La Corte, infatti, ha ritenuto che: “L’articolo 4, paragrafo 3, TUE nonché gli articoli 2, 250, paragrafo 1, e 273 della direttiva 2006/112/CE del Consiglio, del 28 novembre 2006, relativa al sistema comune d’imposta sul valore aggiunto, non ostano a una normativa nazionale, come quella di cui al procedimento principale, interpretata nel senso che un imprenditore in stato di insolvenza può presentare a un giudice una domanda di apertura di una procedura di concordato preventivo, al fine di saldare i propri debiti mediante la liquidazione del suo patrimonio, con la quale proponga di pagare solo parzialmente un debito dell’imposta sul valore aggiunto attestando, sulla base dell’accertamento di un esperto indipendente, che tale debito non riceverebbe un trattamento migliore nel caso di proprio fallimento”.
E a tanto perviene la Corte, posto che “l’ammissione di un pagamento parziale di un credito IVA, da parte di un imprenditore in stato di insolvenza, nell’ambito di una procedura di concordato preventivo che […] non costituisce una rinuncia generale e indiscriminata alla riscossione dell’IVA, non è contraria all’obbligo degli Stati membri di garantire il prelievo integrale dell’IVA nel loro territorio nonché la riscossione effettiva delle risorse proprie dell’Unione”.

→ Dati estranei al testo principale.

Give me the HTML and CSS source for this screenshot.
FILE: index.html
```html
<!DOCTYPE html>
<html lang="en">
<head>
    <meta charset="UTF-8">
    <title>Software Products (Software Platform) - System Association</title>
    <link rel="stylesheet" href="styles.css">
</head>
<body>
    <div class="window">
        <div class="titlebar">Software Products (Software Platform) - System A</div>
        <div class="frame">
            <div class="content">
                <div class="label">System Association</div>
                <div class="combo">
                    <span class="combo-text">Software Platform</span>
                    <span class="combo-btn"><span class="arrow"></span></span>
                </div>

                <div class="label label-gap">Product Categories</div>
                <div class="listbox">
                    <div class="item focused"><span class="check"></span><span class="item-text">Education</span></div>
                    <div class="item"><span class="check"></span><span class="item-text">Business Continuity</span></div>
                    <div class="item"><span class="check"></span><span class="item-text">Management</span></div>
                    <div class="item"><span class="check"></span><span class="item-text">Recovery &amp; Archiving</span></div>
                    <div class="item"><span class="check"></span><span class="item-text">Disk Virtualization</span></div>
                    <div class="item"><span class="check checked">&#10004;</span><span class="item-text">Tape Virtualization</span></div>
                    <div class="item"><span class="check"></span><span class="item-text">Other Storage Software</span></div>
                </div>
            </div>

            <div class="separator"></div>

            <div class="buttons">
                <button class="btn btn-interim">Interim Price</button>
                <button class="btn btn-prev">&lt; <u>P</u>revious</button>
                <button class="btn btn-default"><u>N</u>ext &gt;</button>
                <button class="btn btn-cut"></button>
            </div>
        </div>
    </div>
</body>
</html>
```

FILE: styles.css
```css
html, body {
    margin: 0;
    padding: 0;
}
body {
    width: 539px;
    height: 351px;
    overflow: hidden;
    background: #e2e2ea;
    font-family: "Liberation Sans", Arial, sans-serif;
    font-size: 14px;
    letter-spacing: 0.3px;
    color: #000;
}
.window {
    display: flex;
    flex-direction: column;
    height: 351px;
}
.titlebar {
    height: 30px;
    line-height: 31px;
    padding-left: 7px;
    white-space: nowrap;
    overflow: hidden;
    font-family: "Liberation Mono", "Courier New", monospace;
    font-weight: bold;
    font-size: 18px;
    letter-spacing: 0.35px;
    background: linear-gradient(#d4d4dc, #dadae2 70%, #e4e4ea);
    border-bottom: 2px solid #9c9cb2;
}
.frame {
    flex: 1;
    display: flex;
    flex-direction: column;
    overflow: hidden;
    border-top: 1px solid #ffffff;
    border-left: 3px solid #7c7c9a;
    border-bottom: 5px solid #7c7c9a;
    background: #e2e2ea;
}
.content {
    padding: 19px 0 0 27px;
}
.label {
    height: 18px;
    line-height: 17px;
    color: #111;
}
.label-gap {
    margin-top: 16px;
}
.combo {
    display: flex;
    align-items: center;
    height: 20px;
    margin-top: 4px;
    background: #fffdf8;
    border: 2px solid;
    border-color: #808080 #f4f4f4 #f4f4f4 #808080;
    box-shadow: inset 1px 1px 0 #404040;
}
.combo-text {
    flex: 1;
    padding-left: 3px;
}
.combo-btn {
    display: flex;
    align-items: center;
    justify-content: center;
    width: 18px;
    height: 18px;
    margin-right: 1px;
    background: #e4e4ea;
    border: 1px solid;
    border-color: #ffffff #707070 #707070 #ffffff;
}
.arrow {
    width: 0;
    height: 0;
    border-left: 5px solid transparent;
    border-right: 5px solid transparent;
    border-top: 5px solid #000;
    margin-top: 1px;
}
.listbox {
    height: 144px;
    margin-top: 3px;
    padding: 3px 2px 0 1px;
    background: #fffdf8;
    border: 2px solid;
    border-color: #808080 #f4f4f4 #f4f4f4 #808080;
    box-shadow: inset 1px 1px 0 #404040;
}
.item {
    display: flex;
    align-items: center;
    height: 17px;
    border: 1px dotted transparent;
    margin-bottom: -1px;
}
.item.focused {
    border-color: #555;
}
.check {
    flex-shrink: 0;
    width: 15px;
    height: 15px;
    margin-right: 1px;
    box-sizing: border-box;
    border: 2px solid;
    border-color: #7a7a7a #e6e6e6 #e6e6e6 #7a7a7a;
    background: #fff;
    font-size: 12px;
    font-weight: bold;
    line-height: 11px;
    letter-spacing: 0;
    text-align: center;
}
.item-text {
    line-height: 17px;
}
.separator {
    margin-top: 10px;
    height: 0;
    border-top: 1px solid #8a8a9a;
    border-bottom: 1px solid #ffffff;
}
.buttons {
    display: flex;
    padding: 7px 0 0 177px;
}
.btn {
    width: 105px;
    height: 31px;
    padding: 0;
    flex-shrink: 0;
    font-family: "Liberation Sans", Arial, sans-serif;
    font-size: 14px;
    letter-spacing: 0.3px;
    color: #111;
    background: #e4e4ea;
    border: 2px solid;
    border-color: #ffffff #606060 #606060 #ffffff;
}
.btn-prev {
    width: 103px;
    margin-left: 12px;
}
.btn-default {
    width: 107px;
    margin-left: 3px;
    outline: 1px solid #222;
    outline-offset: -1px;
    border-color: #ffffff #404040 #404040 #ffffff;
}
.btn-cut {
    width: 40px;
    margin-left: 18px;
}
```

A questo punto, è immaginabile che i Tribunali fallimentari italiani si allineeranno alla posizione espressa dalla Corte Europea (fermo restando che, allo stato, non sembra chiaro se la falcidia possa riguardare tutti i concordati, ovvero solo quelli liquidatori).

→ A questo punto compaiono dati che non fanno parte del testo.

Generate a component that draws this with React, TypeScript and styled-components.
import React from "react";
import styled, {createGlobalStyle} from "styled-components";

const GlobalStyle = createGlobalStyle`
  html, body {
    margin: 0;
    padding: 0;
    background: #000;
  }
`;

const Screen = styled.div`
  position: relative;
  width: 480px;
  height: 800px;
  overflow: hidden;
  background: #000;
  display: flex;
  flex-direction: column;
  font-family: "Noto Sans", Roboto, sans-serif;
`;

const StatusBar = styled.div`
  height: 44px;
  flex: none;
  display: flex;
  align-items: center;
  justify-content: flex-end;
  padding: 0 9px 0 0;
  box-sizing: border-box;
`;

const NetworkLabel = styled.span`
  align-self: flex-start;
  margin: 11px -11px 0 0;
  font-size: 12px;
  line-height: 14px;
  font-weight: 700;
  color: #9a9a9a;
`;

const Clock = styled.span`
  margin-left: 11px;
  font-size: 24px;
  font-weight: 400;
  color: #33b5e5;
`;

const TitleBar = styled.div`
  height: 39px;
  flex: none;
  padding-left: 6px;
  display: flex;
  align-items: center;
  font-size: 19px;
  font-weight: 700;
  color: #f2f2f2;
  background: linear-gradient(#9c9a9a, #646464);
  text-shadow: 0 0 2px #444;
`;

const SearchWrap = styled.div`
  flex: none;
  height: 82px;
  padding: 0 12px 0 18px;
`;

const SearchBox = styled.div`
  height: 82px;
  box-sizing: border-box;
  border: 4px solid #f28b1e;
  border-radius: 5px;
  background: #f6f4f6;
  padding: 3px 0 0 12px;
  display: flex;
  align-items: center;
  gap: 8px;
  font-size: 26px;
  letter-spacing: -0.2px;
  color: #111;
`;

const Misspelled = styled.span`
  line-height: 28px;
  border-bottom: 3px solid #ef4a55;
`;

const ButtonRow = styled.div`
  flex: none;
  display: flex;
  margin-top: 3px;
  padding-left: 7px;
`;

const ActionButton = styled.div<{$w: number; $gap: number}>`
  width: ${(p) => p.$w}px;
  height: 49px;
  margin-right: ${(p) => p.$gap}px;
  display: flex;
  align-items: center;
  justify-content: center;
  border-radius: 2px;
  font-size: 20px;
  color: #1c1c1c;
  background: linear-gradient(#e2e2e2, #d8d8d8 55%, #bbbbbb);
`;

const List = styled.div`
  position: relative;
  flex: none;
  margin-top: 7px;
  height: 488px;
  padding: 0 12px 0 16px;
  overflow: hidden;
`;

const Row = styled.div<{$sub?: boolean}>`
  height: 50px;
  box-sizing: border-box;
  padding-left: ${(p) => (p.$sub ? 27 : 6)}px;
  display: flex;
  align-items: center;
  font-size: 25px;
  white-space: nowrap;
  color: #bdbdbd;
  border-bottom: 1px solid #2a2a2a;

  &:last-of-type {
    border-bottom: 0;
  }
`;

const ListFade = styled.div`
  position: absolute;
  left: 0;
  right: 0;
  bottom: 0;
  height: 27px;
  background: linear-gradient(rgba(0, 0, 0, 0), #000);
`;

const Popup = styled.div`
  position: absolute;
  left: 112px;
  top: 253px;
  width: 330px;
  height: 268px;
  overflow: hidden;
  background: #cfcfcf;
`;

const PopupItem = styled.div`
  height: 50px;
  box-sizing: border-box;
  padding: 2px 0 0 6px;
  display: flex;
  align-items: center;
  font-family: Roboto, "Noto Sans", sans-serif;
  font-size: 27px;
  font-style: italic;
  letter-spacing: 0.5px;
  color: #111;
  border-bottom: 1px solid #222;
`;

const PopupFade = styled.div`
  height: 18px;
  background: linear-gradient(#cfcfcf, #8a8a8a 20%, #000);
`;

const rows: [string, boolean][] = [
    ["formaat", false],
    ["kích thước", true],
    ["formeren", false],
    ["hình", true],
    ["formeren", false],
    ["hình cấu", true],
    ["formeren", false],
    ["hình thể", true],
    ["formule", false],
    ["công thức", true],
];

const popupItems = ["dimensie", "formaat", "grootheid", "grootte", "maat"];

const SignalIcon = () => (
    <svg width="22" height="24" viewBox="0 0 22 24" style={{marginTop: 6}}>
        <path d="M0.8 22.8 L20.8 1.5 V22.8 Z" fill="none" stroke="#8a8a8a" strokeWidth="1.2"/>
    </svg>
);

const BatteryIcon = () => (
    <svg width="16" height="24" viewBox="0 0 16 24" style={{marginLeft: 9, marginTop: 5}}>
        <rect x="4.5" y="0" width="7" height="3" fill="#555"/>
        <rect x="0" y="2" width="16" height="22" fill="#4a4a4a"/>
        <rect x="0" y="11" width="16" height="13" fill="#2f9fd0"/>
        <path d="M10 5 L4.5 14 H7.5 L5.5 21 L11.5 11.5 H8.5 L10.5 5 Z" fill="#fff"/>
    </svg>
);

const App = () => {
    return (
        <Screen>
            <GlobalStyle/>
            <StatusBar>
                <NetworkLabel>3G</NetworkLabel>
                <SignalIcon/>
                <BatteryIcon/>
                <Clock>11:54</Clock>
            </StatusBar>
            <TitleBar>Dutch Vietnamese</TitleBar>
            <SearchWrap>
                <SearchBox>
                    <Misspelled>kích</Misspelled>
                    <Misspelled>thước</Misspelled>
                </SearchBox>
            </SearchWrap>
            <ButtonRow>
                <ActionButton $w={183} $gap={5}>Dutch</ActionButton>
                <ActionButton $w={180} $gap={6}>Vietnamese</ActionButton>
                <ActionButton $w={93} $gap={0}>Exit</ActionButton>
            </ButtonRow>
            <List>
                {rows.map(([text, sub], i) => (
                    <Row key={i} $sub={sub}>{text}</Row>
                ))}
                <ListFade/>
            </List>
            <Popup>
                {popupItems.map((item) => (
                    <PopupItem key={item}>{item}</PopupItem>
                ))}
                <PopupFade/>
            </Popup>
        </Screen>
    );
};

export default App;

In proposito, è utile ricordare che alcune, rare, pronunce, ponendosi in contrasto con la Corte di Cassazione e la prassi di cui si è detto, avevano anticipato i principi ora confermati dalla Corte UE: ci si riferisce, in particolare, al decreto del 17 febbraio 2016 del Tribunale di Santa Maria Capua Vetere, III Sez. Civ., che aveva ammesso la falcidia del credito erariale, ed alla sentenza della Corte d’Appello di Bologna del 24 dicembre 2015, che aveva consentito il degrado del credito IVA per rivalsa.